▸ Job
Look through the data below and return each line where "html" appears.

▸ Material to process
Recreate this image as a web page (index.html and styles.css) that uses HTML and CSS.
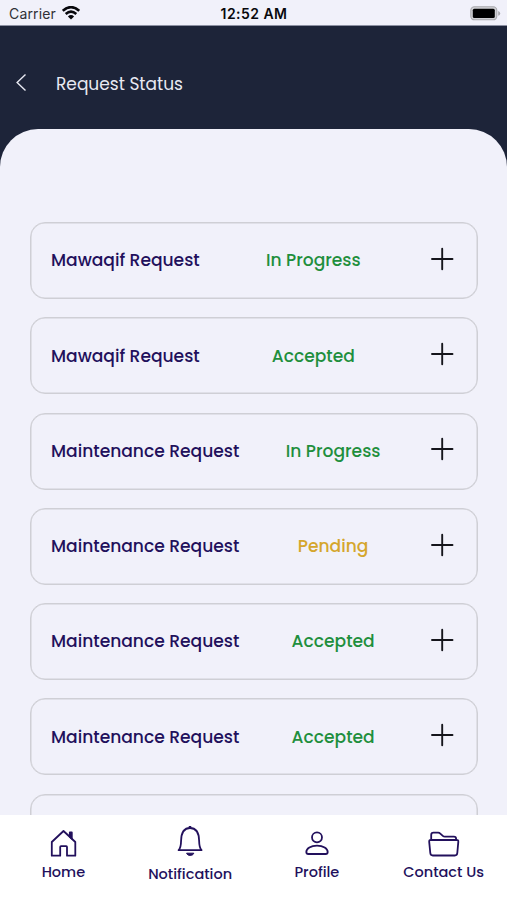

--

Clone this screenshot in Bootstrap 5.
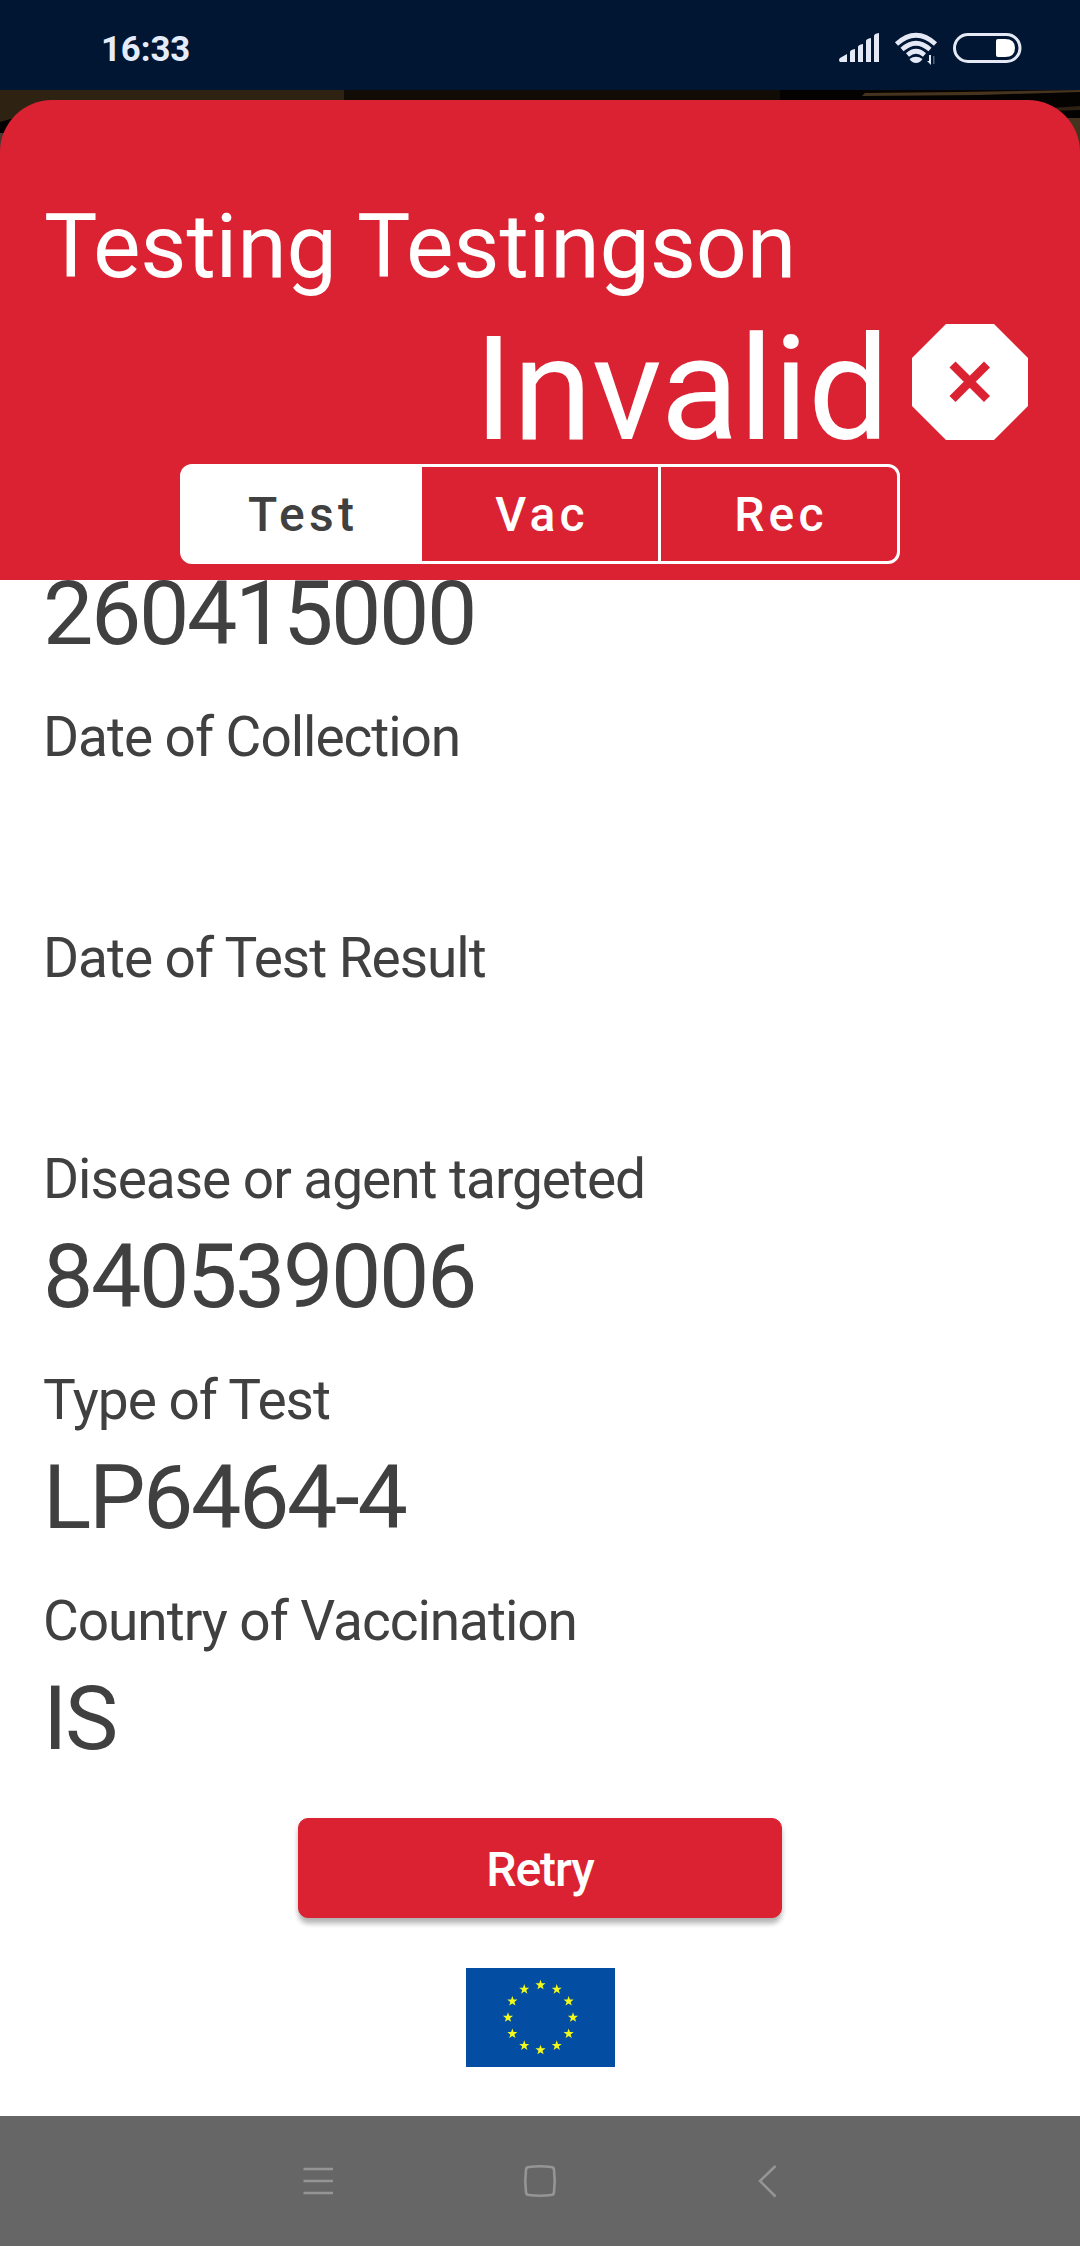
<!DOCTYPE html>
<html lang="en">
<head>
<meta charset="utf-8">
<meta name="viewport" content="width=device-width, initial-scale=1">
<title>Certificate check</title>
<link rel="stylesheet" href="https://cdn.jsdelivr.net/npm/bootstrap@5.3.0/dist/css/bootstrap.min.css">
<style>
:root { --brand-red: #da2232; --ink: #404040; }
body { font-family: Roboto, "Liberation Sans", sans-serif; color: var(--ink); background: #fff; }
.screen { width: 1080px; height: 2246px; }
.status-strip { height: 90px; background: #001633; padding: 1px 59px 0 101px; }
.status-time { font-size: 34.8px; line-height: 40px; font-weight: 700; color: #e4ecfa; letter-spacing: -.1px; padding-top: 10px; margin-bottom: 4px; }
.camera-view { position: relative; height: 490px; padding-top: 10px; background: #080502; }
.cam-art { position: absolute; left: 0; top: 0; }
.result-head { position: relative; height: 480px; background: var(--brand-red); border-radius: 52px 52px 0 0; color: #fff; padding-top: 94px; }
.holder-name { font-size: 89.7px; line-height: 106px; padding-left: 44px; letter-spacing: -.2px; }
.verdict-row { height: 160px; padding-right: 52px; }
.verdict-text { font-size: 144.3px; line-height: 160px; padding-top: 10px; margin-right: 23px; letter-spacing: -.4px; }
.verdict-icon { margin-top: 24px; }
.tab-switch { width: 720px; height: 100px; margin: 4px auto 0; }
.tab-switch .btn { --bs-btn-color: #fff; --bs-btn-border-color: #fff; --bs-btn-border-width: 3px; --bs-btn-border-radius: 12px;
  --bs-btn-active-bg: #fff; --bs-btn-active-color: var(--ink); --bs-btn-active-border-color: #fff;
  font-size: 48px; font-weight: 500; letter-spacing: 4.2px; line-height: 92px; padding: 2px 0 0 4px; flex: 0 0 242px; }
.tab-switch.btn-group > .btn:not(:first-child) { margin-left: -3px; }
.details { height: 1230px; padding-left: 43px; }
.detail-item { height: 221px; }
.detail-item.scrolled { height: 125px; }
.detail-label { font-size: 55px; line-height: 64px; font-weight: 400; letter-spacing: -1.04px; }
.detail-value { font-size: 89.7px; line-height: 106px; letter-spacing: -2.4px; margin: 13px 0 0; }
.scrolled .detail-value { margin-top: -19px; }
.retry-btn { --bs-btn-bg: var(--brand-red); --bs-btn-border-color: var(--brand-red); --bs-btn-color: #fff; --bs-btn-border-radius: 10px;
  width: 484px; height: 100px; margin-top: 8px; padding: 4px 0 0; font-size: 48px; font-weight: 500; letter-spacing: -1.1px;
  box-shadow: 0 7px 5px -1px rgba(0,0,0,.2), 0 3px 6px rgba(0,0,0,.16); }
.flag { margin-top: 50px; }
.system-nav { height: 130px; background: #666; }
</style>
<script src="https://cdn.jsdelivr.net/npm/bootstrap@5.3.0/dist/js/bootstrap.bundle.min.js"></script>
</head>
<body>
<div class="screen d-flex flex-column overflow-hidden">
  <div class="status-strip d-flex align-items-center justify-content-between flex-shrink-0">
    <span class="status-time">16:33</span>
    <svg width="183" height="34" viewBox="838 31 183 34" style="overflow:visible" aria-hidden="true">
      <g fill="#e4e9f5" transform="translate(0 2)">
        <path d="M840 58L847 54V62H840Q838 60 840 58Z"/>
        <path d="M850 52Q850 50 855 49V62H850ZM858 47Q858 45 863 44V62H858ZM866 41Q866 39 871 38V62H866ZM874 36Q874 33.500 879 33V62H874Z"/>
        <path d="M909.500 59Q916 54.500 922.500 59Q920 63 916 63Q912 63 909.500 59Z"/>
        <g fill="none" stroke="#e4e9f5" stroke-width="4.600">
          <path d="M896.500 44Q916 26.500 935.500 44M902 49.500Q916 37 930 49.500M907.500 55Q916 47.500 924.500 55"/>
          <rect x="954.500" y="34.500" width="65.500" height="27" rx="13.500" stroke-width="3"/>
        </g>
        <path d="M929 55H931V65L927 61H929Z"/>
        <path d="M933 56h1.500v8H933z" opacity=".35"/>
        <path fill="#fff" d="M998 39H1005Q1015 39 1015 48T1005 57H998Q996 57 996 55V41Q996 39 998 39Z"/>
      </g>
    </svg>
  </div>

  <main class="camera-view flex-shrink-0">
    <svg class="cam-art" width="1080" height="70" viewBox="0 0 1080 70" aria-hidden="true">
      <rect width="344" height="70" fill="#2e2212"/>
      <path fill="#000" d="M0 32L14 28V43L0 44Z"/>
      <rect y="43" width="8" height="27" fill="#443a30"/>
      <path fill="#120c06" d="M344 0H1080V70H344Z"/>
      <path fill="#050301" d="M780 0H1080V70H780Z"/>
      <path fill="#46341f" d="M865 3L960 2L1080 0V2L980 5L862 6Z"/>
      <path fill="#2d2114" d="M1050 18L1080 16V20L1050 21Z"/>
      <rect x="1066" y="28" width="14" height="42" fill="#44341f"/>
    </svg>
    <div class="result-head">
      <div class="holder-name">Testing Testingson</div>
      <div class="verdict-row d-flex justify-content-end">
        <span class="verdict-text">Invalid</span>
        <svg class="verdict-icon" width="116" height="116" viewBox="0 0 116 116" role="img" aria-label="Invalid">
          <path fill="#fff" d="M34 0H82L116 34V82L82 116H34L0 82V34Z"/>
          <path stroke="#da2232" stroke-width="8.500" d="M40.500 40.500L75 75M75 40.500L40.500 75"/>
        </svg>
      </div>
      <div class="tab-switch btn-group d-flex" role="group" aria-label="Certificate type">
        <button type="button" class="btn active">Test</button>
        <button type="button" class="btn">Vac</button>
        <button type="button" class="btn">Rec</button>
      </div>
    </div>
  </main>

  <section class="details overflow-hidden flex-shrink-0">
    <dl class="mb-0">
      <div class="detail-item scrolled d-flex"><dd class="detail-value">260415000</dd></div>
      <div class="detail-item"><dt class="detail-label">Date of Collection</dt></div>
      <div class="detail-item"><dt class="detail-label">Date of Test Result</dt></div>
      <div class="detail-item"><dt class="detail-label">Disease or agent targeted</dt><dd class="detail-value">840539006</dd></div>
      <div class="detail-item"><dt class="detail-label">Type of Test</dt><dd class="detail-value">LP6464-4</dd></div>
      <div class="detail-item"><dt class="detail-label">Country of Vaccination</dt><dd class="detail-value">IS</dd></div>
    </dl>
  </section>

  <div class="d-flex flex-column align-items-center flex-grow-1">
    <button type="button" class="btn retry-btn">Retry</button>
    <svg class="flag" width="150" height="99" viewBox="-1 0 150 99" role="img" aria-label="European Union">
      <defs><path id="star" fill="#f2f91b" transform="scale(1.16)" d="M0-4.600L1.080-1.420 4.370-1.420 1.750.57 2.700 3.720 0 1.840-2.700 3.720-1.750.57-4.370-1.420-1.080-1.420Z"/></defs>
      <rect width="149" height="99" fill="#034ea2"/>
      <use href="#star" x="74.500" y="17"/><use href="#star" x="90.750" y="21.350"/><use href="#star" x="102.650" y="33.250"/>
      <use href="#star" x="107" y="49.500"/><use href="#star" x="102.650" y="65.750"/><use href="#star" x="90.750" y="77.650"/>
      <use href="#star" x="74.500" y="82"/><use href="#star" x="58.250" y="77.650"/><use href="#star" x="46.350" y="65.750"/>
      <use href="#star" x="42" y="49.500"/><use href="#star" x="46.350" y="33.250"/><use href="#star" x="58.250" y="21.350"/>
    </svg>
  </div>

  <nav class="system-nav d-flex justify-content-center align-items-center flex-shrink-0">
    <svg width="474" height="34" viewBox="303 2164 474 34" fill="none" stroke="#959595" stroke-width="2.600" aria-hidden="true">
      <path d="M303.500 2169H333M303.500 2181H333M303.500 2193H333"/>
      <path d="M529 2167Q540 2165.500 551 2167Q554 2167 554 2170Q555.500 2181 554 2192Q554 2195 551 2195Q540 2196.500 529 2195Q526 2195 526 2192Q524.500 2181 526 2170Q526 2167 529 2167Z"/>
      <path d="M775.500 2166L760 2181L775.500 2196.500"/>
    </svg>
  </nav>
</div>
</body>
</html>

▸ Exercise result
Recreate this image as a web page (index.html and styles.css) that uses HTML and CSS.
<!DOCTYPE html>
<html lang="en">
</html>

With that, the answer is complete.